DUBAI (Reuters) - Lebanon’s economy needs urgent “surgery” or it could collapse, Prime Minister Saad al-Hariri said on Sunday, though he also tried to reassure foreign donors that politicians remained fully united behind reforms agreed with them last year.
After nine months of wrangling over cabinet portfolios, Lebanon’s politicians finally formed a government 10 days ago.

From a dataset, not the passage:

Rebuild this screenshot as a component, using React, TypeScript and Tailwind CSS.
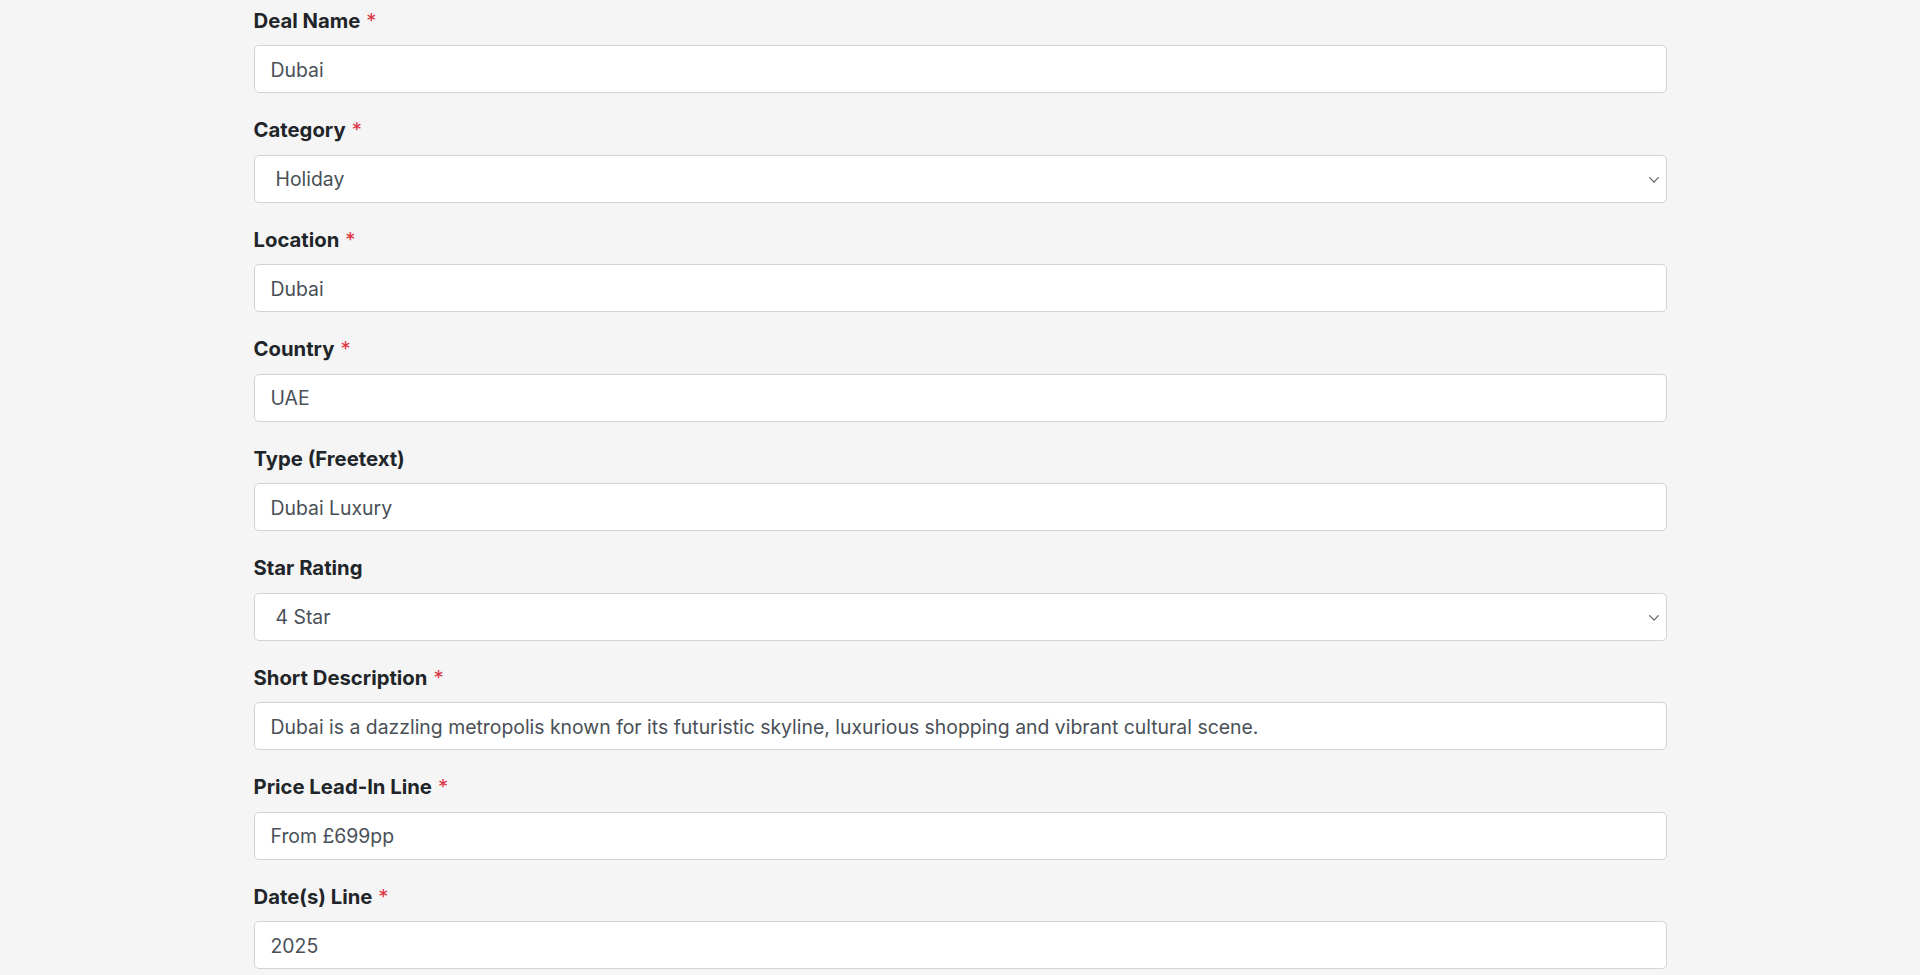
import React from "react";

type Field = { label: string; value: string; required?: boolean; select?: boolean };

const fields: Field[] = [
  { label: "Deal Name", value: "Dubai", required: true },
  { label: "Category", value: "Holiday", required: true, select: true },
  { label: "Location", value: "Dubai", required: true },
  { label: "Country", value: "UAE", required: true },
  { label: "Type (Freetext)", value: "Dubai Luxury" },
  { label: "Star Rating", value: "4 Star", select: true },
  {
    label: "Short Description",
    value:
      "Dubai is a dazzling metropolis known for its futuristic skyline, luxurious shopping and vibrant cultural scene.",
    required: true,
  },
  { label: "Price Lead-In Line", value: "From £699pp", required: true },
  { label: "Date(s) Line", value: "2025", required: true },
];

function Chevron() {
  return (
    <svg width="10" height="6" viewBox="0 0 10 6" fill="none" className="shrink-0">
      <path d="M0.7 0.7 L5 5.1 L9.3 0.7" stroke="#5a5f64" strokeWidth="1.2" strokeLinecap="round" strokeLinejoin="round" />
    </svg>
  );
}

export default function App() {
  return (
    <div
      className="min-h-[975px] w-full bg-[#f5f5f5] pt-[5.8px]"
      style={{ fontFamily: "Inter, 'Liberation Sans', Arial, sans-serif" }}
    >
      <div className="mx-auto w-[1413px]">
        {fields.map((f) => (
          <div key={f.label} className="mb-[22px]">
            <div className="mb-[10.5px] h-[29px] text-[20.3px] font-bold leading-[29px] text-[#212529]">
              {f.label}
              {f.required && <span className="ml-[6px] font-normal text-[#dc3545]">*</span>}
            </div>
            <div className="flex h-[48px] items-center justify-between rounded-[5px] border border-[#ced4da] bg-white pr-[7px] pt-[2px] text-[19.4px] text-[#495057]">
              <span className={f.select ? "pl-[21px]" : "pl-[16px]"}>{f.value}</span>
              {f.select && <Chevron />}
            </div>
          </div>
        ))}
      </div>
    </div>
  );
}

The heavily-indebted country has said it will enact long-overdue reforms to avoid a worsening of economic, financial and social conditions.
“Today in Lebanon we don’t have time for luxury in politics because our economy could be subjected to collapse, if we do not carry out this surgery quickly and with (political) unanimity,” he told the World Government Summit in Dubai.
International donor institutions and foreign governments want to see the new government enact reforms before releasing some $11 billion in financial assistance pledged at a Paris conference last April called “Cedre”.
“I tell you there is political unanimity in Lebanon on all the reforms that happened at Cedre and there is political consensus to fight corruption,” he said.
While in the United Arab Emirates, Hariri met Dubai’s ruler Sheikh Mohammed bin Rashid Al Maktoum and other Emirati officials.
Separately, Hariri met the International Monetary Fund’s Managing Director Christine Lagarde.